AMCS: Abbot Point Decision “Damaging & Short-Sighted”
The Federal Government’s decision to allow three million cubic metres of sediment and rock to be dredged and dumped in World Heritage waters to expand Abbot Point port, is “damaging and short-sighted,” reef campaigners said today.
AMCS Great Barrier Reef Campaign Director, Felicity Wishart, said the go ahead for dredging and dumping flies in the face of the Coalition’s claims during the election campaign that it had the Reef’s best interests at heart.
“This opens the way for Abbot Point to become the world’s biggest coal port just 50km from the tourist magnet of the Whitsunday Islands,” Ms Wishart said.
“Dredging and dumping on this scale is a body blow to an already fragile Reef. This is bad for the natural environment, tourism, fishers and jobs.
“New Environment Minister Greg Hunt has turned his back on the evidence and failed in his first major test of protection for the Reef,” she said.
WWF Campaign Director Richard Leck said a disposal site had not yet been finalised.
“How can the Minister approve the dumping when we don’t even know where this dredge spoil is going,” Mr Leck said.

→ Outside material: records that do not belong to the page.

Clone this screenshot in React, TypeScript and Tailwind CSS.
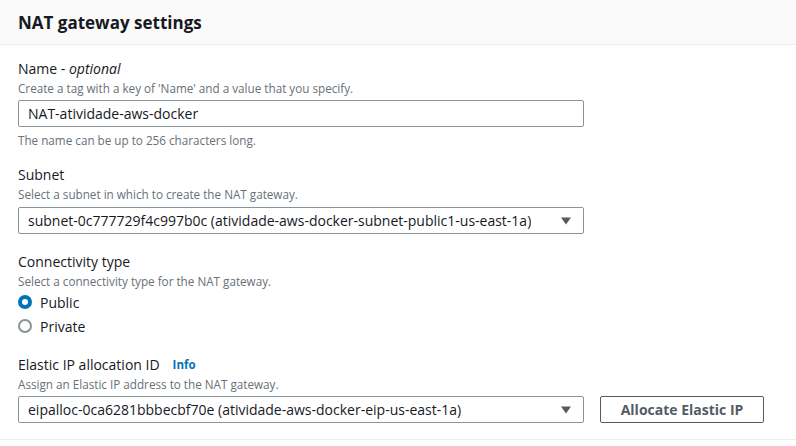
import React from 'react';

const font = { fontFamily: '"Open Sans", "Noto Sans", Arial, sans-serif' };

const Label: React.FC<{ children: React.ReactNode }> = ({ children }) => (
  <div className="text-[14px] leading-[20px] text-[#16191f]">{children}</div>
);

const Desc: React.FC<{ children: React.ReactNode }> = ({ children }) => (
  <div className="text-[11.7px] leading-[18px] text-[#687078]">{children}</div>
);

const Caret: React.FC = () => (
  <svg width="12" height="10" viewBox="0 0 12 10" className="shrink-0">
    <path d="M1 1.5h10L6 8.5z" fill="#545b64" />
  </svg>
);

const Select: React.FC<{ value: string; width: string }> = ({ value, width }) => (
  <div
    className={`${width} h-[27px] border border-[#879596] rounded-[2px] flex items-center justify-between pl-[9px] pr-[11px] text-[14px] text-[#16191f] bg-white`}
  >
    <span className="truncate">{value}</span>
    <Caret />
  </div>
);

const Radio: React.FC<{ checked?: boolean; label: string }> = ({ checked, label }) => (
  <div className="flex items-center h-[24px] gap-[8px]">
    {checked ? (
      <div className="w-[14px] h-[14px] rounded-full bg-[#0073bb] flex items-center justify-center">
        <div className="w-[6px] h-[6px] rounded-full bg-white" />
      </div>
    ) : (
      <div className="w-[14px] h-[14px] rounded-full border-2 border-[#879596] bg-white" />
    )}
    <span className="text-[14px] text-[#16191f]">{label}</span>
  </div>
);

export default function App() {
  return (
    <div className="w-[796px] h-[446px] bg-white overflow-hidden" style={font}>
      <div className="h-[45px] bg-[#fafafa] border-b border-[#eaeded] flex items-center px-[18px]">
        <h2 className="text-[17px] font-bold text-[#16191f] leading-none">NAT gateway settings</h2>
      </div>

      <div className="px-[18px] pt-[14px] flex flex-col">
        <div className="flex flex-col">
          <Label>
            Name - <i>optional</i>
          </Label>
          <Desc>Create a tag with a key of 'Name' and a value that you specify.</Desc>
          <div className="mt-[3px] w-[566px] h-[27px] border border-[#879596] rounded-[2px] flex items-center px-[9px] text-[14px] text-[#16191f]">
            NAT-atividade-aws-docker
          </div>
          <div className="mt-[4px]">
            <Desc>The name can be up to 256 characters long.</Desc>
          </div>
        </div>

        <div className="flex flex-col mt-[16px]">
          <Label>Subnet</Label>
          <Desc>Select a subnet in which to create the NAT gateway.</Desc>
          <div className="mt-[4px]">
            <Select
              width="w-[566px]"
              value="subnet-0c777729f4c997b0c (atividade-aws-docker-subnet-public1-us-east-1a)"
            />
          </div>
        </div>

        <div className="flex flex-col mt-[18px]">
          <Label>Connectivity type</Label>
          <Desc>Select a connectivity type for the NAT gateway.</Desc>
          <div className="flex flex-col">
            <Radio checked label="Public" />
            <Radio label="Private" />
          </div>
        </div>

        <div className="flex flex-col mt-[17px]">
          <div className="flex items-center gap-[13px]">
            <Label>Elastic IP allocation ID</Label>
            <span className="text-[11.5px] font-bold text-[#0073bb]">Info</span>
          </div>
          <Desc>Assign an Elastic IP address to the NAT gateway.</Desc>
          <div className="mt-[3px] flex items-center gap-[16px]">
            <Select
              width="w-[566px]"
              value="eipalloc-0ca6281bbbecbf70e (atividade-aws-docker-eip-us-east-1a)"
            />
            <button className="w-[164px] h-[27px] border border-[#545b64] rounded-[2px] bg-white text-[14px] font-bold text-[#545b64]">
              Allocate Elastic IP
            </button>
          </div>
        </div>
      </div>
      <div className="mt-[16px] border-t border-[#eaeded]" />
    </div>
  );
}
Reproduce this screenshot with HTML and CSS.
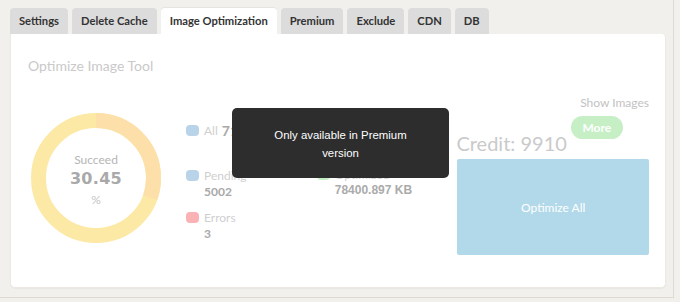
FILE: index.html
```html
<!DOCTYPE html>
<html>
<head>
<meta charset="utf-8">
<link rel="stylesheet" href="styles.css">
</head>
<body>
<div class="frame">
  <div class="tabs">
    <div class="tab">Settings</div>
    <div class="tab">Delete Cache</div>
    <div class="tab active">Image Optimization</div>
    <div class="tab">Premium</div>
    <div class="tab">Exclude</div>
    <div class="tab">CDN</div>
    <div class="tab">DB</div>
  </div>
  <div class="panel">
    <h3 class="title">Optimize Image Tool</h3>
    <div class="body">
      <div class="donut">
        <svg width="130" height="130" viewBox="0 0 130 130">
          <circle cx="65" cy="65" r="57.5" fill="none" stroke="#fde9a6" stroke-width="15"/>
          <circle cx="65" cy="65" r="57.5" fill="none" stroke="#fde0a9" stroke-width="15"
            stroke-dasharray="110.0 361.3" transform="rotate(-90 65 65)"/>
        </svg>
        <div class="donut-text">
          <div class="d-label">Succeed</div>
          <div class="d-value">30.45</div>
          <div class="d-unit">%</div>
        </div>
      </div>
      <div class="col col1">
        <div class="item row-all">
          <span class="sq blue"></span><span class="lbl">All</span> <b class="num">7193</b>
        </div>
        <div class="item row-pending">
          <span class="sq blue"></span>
          <div><div class="lbl">Pending</div><b class="num">5002</b></div>
        </div>
        <div class="item row-errors">
          <span class="sq pink"></span>
          <div><div class="lbl">Errors</div><b class="num">3</b></div>
        </div>
      </div>
      <div class="col col2">
        <div class="item row-saved">
          <span class="sq green"></span>
          <div><div class="lbl">Optimized</div><b class="num kb">78400.897 KB</b></div>
        </div>
      </div>
      <div class="right">
        <div class="show">Show Images</div>
        <div class="credit-row">
          <span class="credit">Credit: 9910</span>
          <span class="more">More</span>
        </div>
        <div class="optimize">Optimize All</div>
      </div>
    </div>
  </div>
  <div class="tooltip">Only available in Premium<br>version</div>
</div>
</body>
</html>
```

FILE: styles.css
```css
html, body {
  margin: 0;
  padding: 0;
  background: #f1f0ec;
}
body {
  font-family: Lato, "Open Sans", sans-serif;
  width: 680px;
  height: 302px;
  overflow: hidden;
}
.frame {
  position: relative;
  box-sizing: border-box;
  width: 674px;
  height: 298px;
  padding: 8px 0 0 10px;
  border-right: 1px solid #dcdad3;
  border-bottom: 1px solid #dcdad3;
}
.tabs {
  display: flex;
  gap: 4px;
  height: 26px;
}
.tab {
  box-sizing: border-box;
  height: 26px;
  padding: 0 9px;
  background: #dcdcdc;
  border-radius: 4px 4px 0 0;
  font-size: 11.2px;
  font-weight: 700;
  color: #333;
  line-height: 26px;
  white-space: nowrap;
}
.tab.active {
  background: #fff;
  box-shadow: 0 -1px 0 #e6e4de;
  position: relative;
  z-index: 1;
}
.panel {
  box-sizing: border-box;
  width: 656px;
  height: 254px;
  background: #fff;
  border-radius: 0 4px 5px 5px;
  border: 1px solid #ebe9e2;
  border-top: none;
  box-shadow: 0 1px 1px rgba(0,0,0,0.04);
  padding: 22px 16px 0 17px;
}
.title {
  margin: 0;
  font-size: 14px;
  font-weight: 400;
  color: #c9c9c9;
  line-height: 20px;
}
.body {
  display: flex;
  margin-top: 36px;
  position: relative;
}
.donut {
  position: relative;
  width: 130px;
  height: 130px;
  margin-left: 3px;
  margin-top: 1px;
}
.donut svg {
  display: block;
}
.donut-text {
  position: absolute;
  inset: 0;
  display: flex;
  flex-direction: column;
  align-items: center;
  justify-content: center;
  color: #b5b5b5;
  padding-top: 5px;
}
.d-label {
  font-size: 12px;
  line-height: 16px;
}
.d-value {
  font-family: "DejaVu Sans", sans-serif;
  font-weight: 700;
  font-size: 16px;
  line-height: 22px;
  color: #a9a9a9;
  letter-spacing: 0.3px;
}
.d-unit {
  font-size: 12px;
  line-height: 20px;
  color: #c3c3c3;
}
.col {
  display: flex;
  flex-direction: column;
}
.col1 {
  margin-left: 25px;
  width: 131px;
}
.col2 {
  width: 141px;
}
.item {
  display: flex;
  align-items: flex-start;
  font-size: 12px;
}
.sq {
  flex: none;
  width: 13px;
  height: 11px;
  border-radius: 4px;
  margin-right: 5px;
  margin-top: 2px;
}
.blue { background: #b9d4e8; }
.pink { background: #fbb2b4; }
.green { background: #c4efc2; }
.lbl {
  color: #cfcfcf;
  line-height: 15px;
}
.num {
  font-weight: 700;
  color: #a9a9a9;
  line-height: 17px;
}
.row-all {
  margin-top: 10px;
  align-items: center;
}
.row-all .sq { margin-top: 0; }
.row-all .num { margin-left: 4px; font-size: 14px; }
.row-pending {
  margin-top: 29px;
}
.row-errors {
  margin-top: 10px;
}
.row-saved {
  margin-top: 55px;
}
.kb {
  font-family: "Liberation Sans", Arial, sans-serif;
  font-size: 12px;
  font-weight: 700;
  color: #ababab;
}
.right {
  width: 192px;
  margin-top: -16px;
  display: flex;
  flex-direction: column;
}
.show {
  text-align: right;
  font-size: 12px;
  line-height: 14px;
  color: #c2c2c2;
}
.credit-row {
  display: flex;
  align-items: flex-start;
  height: 49px;
}
.credit {
  font-size: 20px;
  color: #cacaca;
  line-height: 30px;
  margin-top: 18px;
  margin-left: -1px;
  white-space: nowrap;
}
.more {
  margin-left: 4px;
  margin-top: 6px;
  width: 52px;
  height: 23px;
  border-radius: 12px;
  background: #c6efc6;
  color: #fff;
  font-size: 12px;
  font-weight: 700;
  text-align: center;
  line-height: 23px;
}
.optimize {
  height: 96px;
  background: #b2d9ea;
  border-radius: 2px;
  color: #fff;
  font-size: 12px;
  display: flex;
  align-items: center;
  justify-content: center;
}
.tooltip {
  position: absolute;
  left: 232px;
  top: 108px;
  width: 217px;
  height: 70px;
  box-sizing: border-box;
  padding-top: 18px;
  background: #2d2d2d;
  border-radius: 5px;
  color: #fff;
  font-family: "Liberation Sans", Arial, sans-serif;
  font-size: 11.4px;
  line-height: 18px;
  text-align: center;
}
```
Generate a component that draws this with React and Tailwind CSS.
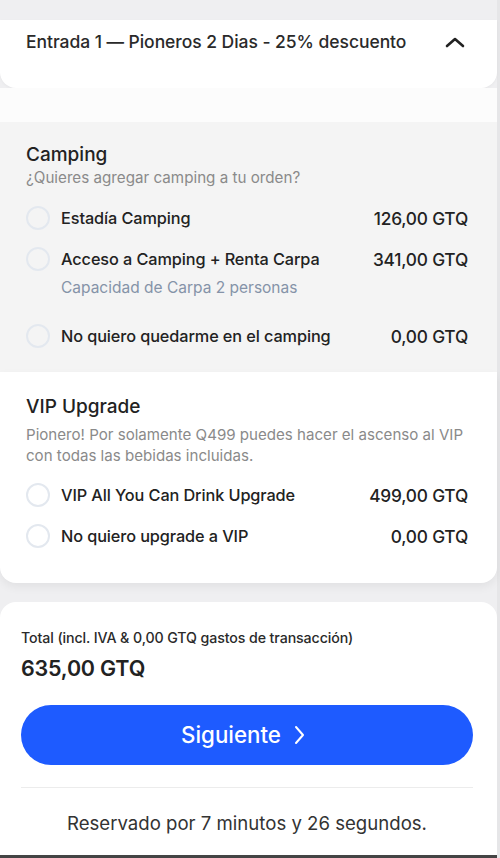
import React, { useState } from 'react';

const camping = [
  { id: 'estadia', label: 'Estadía Camping', price: '126,00 GTQ' },
  { id: 'carpa', label: 'Acceso a Camping + Renta Carpa', price: '341,00 GTQ', note: 'Capacidad de Carpa 2 personas' },
  { id: 'none', label: 'No quiero quedarme en el camping', price: '0,00 GTQ' },
];

const vip = [
  { id: 'vip', label: 'VIP All You Can Drink Upgrade', price: '499,00 GTQ' },
  { id: 'novip', label: 'No quiero upgrade a VIP', price: '0,00 GTQ' },
];

function OptionRow({ option, selected, onSelect }) {
  return (
    <button type="button" onClick={onSelect} className="flex w-full items-start text-left">
      <span className={`mt-[-2px] h-[24px] w-[24px] shrink-0 rounded-full border-2 ${selected ? 'border-[#1e5bff]' : 'border-[#e3e8ef]'}`} />
      <span className="ml-[11px] flex-1">
        <span className="block text-[16.3px] font-medium leading-[20px] tracking-[-0.1px] text-[#222]">{option.label}</span>
        {option.note && (
          <span className="mt-[10px] block text-[15.5px] leading-[18px] text-[#8593a8]">{option.note}</span>
        )}
      </span>
      <span className="mt-[1px] text-[17.3px] font-medium leading-[20px] tracking-[-0.2px] text-[#222]">{option.price}</span>
    </button>
  );
}

export default function App() {
  const [campingChoice, setCampingChoice] = useState(null);
  const [vipChoice, setVipChoice] = useState(null);

  return (
    <div className="h-[858px] w-[500px] overflow-hidden bg-[#efeff1] font-['Inter',sans-serif] text-[#222]">
      <div className="flex h-full flex-col border-r-[3px] border-[#e6e6e8]">
        <div className="h-[20px] shrink-0" />

        {/* Ticket accordion header */}
        <div className="flex h-[68px] items-start justify-between rounded-b-[16px] bg-white pl-[26px] pr-[29px] pt-[12px] shadow-[0_1px_3px_rgba(0,0,0,0.04)]">
          <span className="text-[17.5px] font-medium leading-[20px] tracking-[-0.05px] text-[#2a2a2a]">Entrada 1 — Pioneros 2 Dias - 25% descuento</span>
          <svg className="mt-[3px] mr-[2px] h-[14px] w-[22px]" viewBox="0 0 22 14" fill="none">
            <path d="M3 11 L11 4 L19 11" stroke="#222" strokeWidth="2.6" strokeLinecap="round" strokeLinejoin="round" />
          </svg>
        </div>

        <div className="h-[34px] shrink-0 bg-[#fcfcfc]" />

        {/* Camping */}
        <div className="bg-[#f4f4f4] pl-[26px] pr-[29px] pt-[21px] pb-[24px]">
          <h3 className="text-[19px] font-medium leading-[24px] text-[#222]">Camping</h3>
          <p className="mt-[2px] text-[15.2px] leading-[18px] text-[#8a8a8a]">¿Quieres agregar camping a tu orden?</p>
          <div className="mt-[21px] flex flex-col gap-[19px]">
            {camping.map((o, i) => (
              <div key={o.id} className={i === 2 ? 'mt-[10px]' : ''}>
                <OptionRow option={o} selected={campingChoice === o.id} onSelect={() => setCampingChoice(o.id)} />
              </div>
            ))}
          </div>
        </div>

        {/* VIP */}
        <div className="rounded-b-[16px] bg-white pl-[26px] pr-[29px] pt-[23px] pb-[35px] shadow-[0_4px_10px_rgba(0,0,0,0.06)]">
          <h3 className="text-[19px] font-medium leading-[24px] text-[#222]">VIP Upgrade</h3>
          <p className="mt-[5px] text-[15.1px] leading-[21px] text-[#8a8a8a]">
            Pionero! Por solamente Q499 puedes hacer el ascenso al VIP con todas las bebidas incluidas.
          </p>
          <div className="mt-[19px] flex flex-col gap-[19px]">
            {vip.map((o) => (
              <OptionRow key={o.id} option={o} selected={vipChoice === o.id} onSelect={() => setVipChoice(o.id)} />
            ))}
          </div>
        </div>

        <div className="h-[19px] shrink-0" />

        {/* Summary */}
        <div className="flex-1 rounded-t-[16px] bg-white px-[21px] pr-[24px] pt-[27px]">
          <p className="text-[14.2px] font-medium leading-[18px] tracking-[-0.1px] text-[#2a2a2a]">Total (incl. IVA &amp; 0,00 GTQ gastos de transacción)</p>
          <p className="mt-[8px] text-[21.5px] font-semibold leading-[26px] tracking-[-0.2px] text-[#222]">635,00 GTQ</p>
          <button type="button" className="mt-[24px] flex h-[60px] w-full items-center justify-center gap-[13px] rounded-full bg-[#1e5bff] pr-[8px] text-white">
            <span className="text-[22.3px] font-medium">Siguiente</span>
            <svg className="h-[20px] w-[11px]" viewBox="0 0 11 20" fill="none">
              <path d="M2 2 L9 10 L2 18" stroke="#fff" strokeWidth="2" strokeLinecap="round" strokeLinejoin="round" />
            </svg>
          </button>
          <div className="mt-[22px] border-t border-[#ececec]" />
          <p className="mt-[23px] text-center text-[18.6px] leading-[24px] text-[#333]">Reservado por 7 minutos y 26 segundos.</p>
        </div>

        <div className="h-[3px] shrink-0 bg-[#444]" />
      </div>
    </div>
  );
}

“Three million cubic metres of dredge spoil is enough to fill 150 thousand dump trucks, that lined up bumper-to-bumper, would stretch from Brisbane to Melbourne.
“A recent government report found that plumes of dredge material spread even further than first thought. This means an even bigger impact on corals, water visibility and sensitive Reef species
“Scientists are telling us pollution is killing the Reef, that it needs extra care, but this decision treats the Reef like a dump – it’s totally at odds with community expectations.
“The dumping of dredge spoil in Reef waters is an outdated practice and should be banned. Queensland already has excess port capacity, yet the fast-tracking of port developments like Abbot Point continues.
“The World Heritage Committee could list the Great Barrier Reef as ‘World Heritage in Danger’ if we don’t put the brakes on industrial development,” he said.
The Great Barrier Reef Marine Park Authority must now issue a permit to allow the dumping to proceed. Fight For The Reef calls on GBRMPA to refuse a permit to dump three million cubic metres of dredged spoil in Reef waters.